## PROBLEM
Report the count of lines containing the word "this" in the entries below, and nothing more.

## SUPPLIED ENTRIES
——————————
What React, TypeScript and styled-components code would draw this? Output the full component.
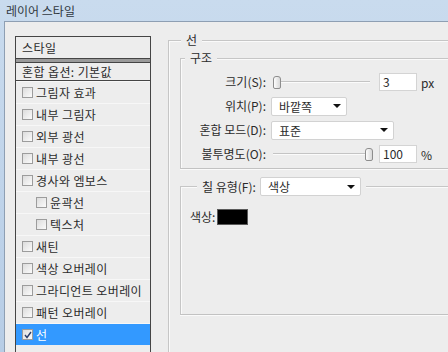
import React from 'react';
import styled, { createGlobalStyle } from 'styled-components';

const FONT = '"Noto Sans CJK KR", "Noto Sans", sans-serif';

const GlobalStyle = createGlobalStyle`
  html, body { margin: 0; padding: 0; background: #ededed; }
  body { font-family: ${FONT}; font-size: 12px; color: #2b2b2b; }
`;

const Window = styled.div`
  width: 448px;
  height: 352px;
  overflow: hidden;
  background: linear-gradient(to bottom, #c9dbee, #b7cde6);
  display: flex;
  flex-direction: column;
`;

const TitleBar = styled.div`
  height: 21px;
  flex: none;
  display: flex;
  align-items: center;
  padding-left: 6px;
  font-size: 12px;
  color: #303840;
`;

const Body = styled.div`
  flex: 1;
  margin-left: 4px;
  background: #ededed;
  border-left: 1px solid #8e9fb3;
  border-top: 1px solid #8e9fb3;
  display: flex;
  padding: 14px 0 0 10px;
  min-height: 0;
`;

const StyleList = styled.div`
  width: 134px;
  flex: none;
  border: 1px solid #454545;
  border-bottom: none;
  background: #ededed;
  display: flex;
  flex-direction: column;
  letter-spacing: 0.4px;
`;

const ListHeader = styled.div`
  height: 21px;
  display: flex;
  align-items: center;
  padding-left: 6px;
  border-bottom: 1px solid #454545;
`;

const ListBar = styled.div`
  height: 3px;
  background: #9a9a9a;
  border-bottom: 1px solid #454545;
`;

const BlendRow = styled.div`
  height: 17px;
  display: flex;
  align-items: center;
  padding-left: 6px;
  border-bottom: 1px solid #454545;
`;

const Item = styled.div<{ $indent?: boolean; $selected?: boolean }>`
  height: 21px;
  display: flex;
  align-items: center;
  gap: 3px;
  padding-left: ${p => (p.$indent ? 20 : 6)}px;
  border-top: 1px solid #f7f7f7;
  background: ${p => (p.$selected ? '#3399ff' : 'transparent')};
  color: ${p => (p.$selected ? '#ffffff' : '#2b2b2b')};
`;

const Check = styled.span`
  width: 9px;
  height: 9px;
  flex: none;
  border: 1px solid #9c9c9c;
  background: linear-gradient(135deg, #dcdcdc, #fbfbfb);
  display: flex;
  align-items: center;
  justify-content: center;
`;

const Panel = styled.div`
  margin-left: 17px;
  width: 320px;
  flex: none;
`;

// etched group box: grey line with a white line beside it, caption sits on the top line
const OuterGroup = styled.div`
  margin-top: 4px;
  height: 330px;
  padding-left: 11px;
  border-top: 1px solid #c6c6c6;
  border-left: 1px solid #c6c6c6;
  box-shadow: inset 1px 1px 0 #fafafa;
`;

const BoxGroup = styled.div`
  padding-left: 11px;
  border-top: 1px solid #c6c6c6;
  border-left: 1px solid #c6c6c6;
  border-bottom: 1px solid #c2c2c2;
  box-shadow: inset 1px 1px 0 #fafafa, 0 1px 0 #fafafa;
`;

const StructGroup = styled(BoxGroup)`
  margin-top: 11px;
  padding-bottom: 4px;
`;

const FillGroup = styled(BoxGroup)`
  margin-top: 17px;
  padding-bottom: 89px;
`;

const Caption = styled.div<{ $x: number; $tall?: boolean }>`
  width: fit-content;
  display: flex;
  align-items: center;
  gap: 4px;
  padding: 0 5px;
  background: #ededed;
  line-height: ${p => (p.$tall ? 19 : 14)}px;
  margin: ${p => (p.$tall ? -10 : -8)}px 0 0 ${p => p.$x}px;
`;

const FormGrid = styled.div`
  display: grid;
  grid-template-columns: 74px auto;
  row-gap: 4px;
  column-gap: 5px;
  padding-top: 7px;
  align-items: center;
`;

const Label = styled.label`
  text-align: right;
  white-space: nowrap;
  line-height: 20px;
`;

const Controls = styled.div`
  display: flex;
  align-items: center;
  height: 20px;
`;

const Slider = styled.div`
  position: relative;
  width: 97px;
  height: 13px;
  margin-left: 2px;
  display: flex;
  align-items: center;
`;

const Track = styled.div`
  width: 100%;
  height: 1px;
  background: #c4c4c4;
  border-bottom: 1px solid #fbfbfb;
`;

const Thumb = styled.div<{ $pos: 'start' | 'end' }>`
  position: absolute;
  top: 0;
  ${p => (p.$pos === 'start' ? 'left: 0;' : 'right: -3px;')}
  width: 6px;
  height: 11px;
  border: 1px solid #8d8d8d;
  border-radius: 3px 3px 2px 2px;
  background: linear-gradient(to right, #fdfdfd, #d8d8d8);
`;

const NumBox = styled.div`
  width: 33px;
  height: 16px;
  margin-left: 9px;
  background: #fff;
  border: 1px solid #d4d4d4;
  display: flex;
  align-items: center;
  padding-left: 3px;
  box-sizing: content-box;
  line-height: 16px;
`;

const Unit = styled.span`
  margin-left: 4px;
`;

const Select = styled.div<{ $w: number }>`
  width: ${p => p.$w}px;
  height: 19px;
  box-sizing: border-box;
  background: #fff;
  border: 1px solid #d2d2d2;
  border-radius: 2px;
  display: flex;
  align-items: center;
  justify-content: space-between;
  padding: 0 5px 0 7px;
`;

const Arrow = styled.span`
  width: 0;
  height: 0;
  border-left: 4px solid transparent;
  border-right: 4px solid transparent;
  border-top: 4px solid #111;
`;

const ColorRow = styled.div`
  display: flex;
  align-items: center;
  gap: 2px;
  padding-top: 12px;
  margin-left: -2px;
`;

const Swatch = styled.div`
  width: 29px;
  height: 14px;
  background: #000;
  border: 1px solid #5a5a5a;
`;

const items: { name: string; indent?: boolean; selected?: boolean }[] = [
  { name: '그림자 효과' },
  { name: '내부 그림자' },
  { name: '외부 광선' },
  { name: '내부 광선' },
  { name: '경사와 엠보스' },
  { name: '윤곽선', indent: true },
  { name: '텍스처', indent: true },
  { name: '새틴' },
  { name: '색상 오버레이' },
  { name: '그라디언트 오버레이' },
  { name: '패턴 오버레이' },
  { name: '선', selected: true },
];

const CheckMark = () => (
  <svg width="8" height="8" viewBox="0 0 8 8">
    <path d="M1 4 L3 6.5 L7 1" fill="none" stroke="#2c3e6b" strokeWidth="1.4" />
  </svg>
);

export default function App() {
  return (
    <>
      <GlobalStyle />
      <Window>
        <TitleBar>레이어 스타일</TitleBar>
        <Body>
          <StyleList>
            <ListHeader>스타일</ListHeader>
            <ListBar />
            <BlendRow>혼합 옵션: 기본값</BlendRow>
            {items.map(it => (
              <Item key={it.name} $indent={it.indent} $selected={it.selected}>
                <Check>{it.selected && <CheckMark />}</Check>
                <span>{it.name}</span>
              </Item>
            ))}
          </StyleList>
          <Panel>
            <OuterGroup>
              <Caption $x={1}>선</Caption>
              <StructGroup>
                <Caption $x={-7}>구조</Caption>
                <FormGrid>
                  <Label>크기(S):</Label>
                  <Controls>
                    <Slider><Track /><Thumb $pos="start" /></Slider>
                    <NumBox>3</NumBox>
                    <Unit>px</Unit>
                  </Controls>
                  <Label>위치(P):</Label>
                  <Controls>
                    <Select $w={76}>바깥쪽<Arrow /></Select>
                  </Controls>
                  <Label>혼합 모드(D):</Label>
                  <Controls>
                    <Select $w={123}>표준<Arrow /></Select>
                  </Controls>
                  <Label>불투명도(O):</Label>
                  <Controls>
                    <Slider><Track /><Thumb $pos="end" /></Slider>
                    <NumBox>100</NumBox>
                    <Unit>%</Unit>
                  </Controls>
                </FormGrid>
              </StructGroup>
              <FillGroup>
                <Caption $x={5} $tall>
                  칠 유형(F):
                  <Select $w={101}>색상<Arrow /></Select>
                </Caption>
                <ColorRow>
                  색상:
                  <Swatch />
                </ColorRow>
              </FillGroup>
            </OuterGroup>
          </Panel>
        </Body>
      </Window>
    </>
  );
}
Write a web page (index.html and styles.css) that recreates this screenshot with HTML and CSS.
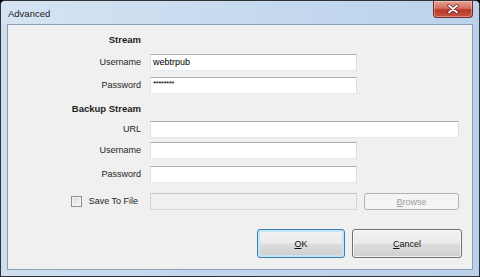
——————————
## THE REPLY
2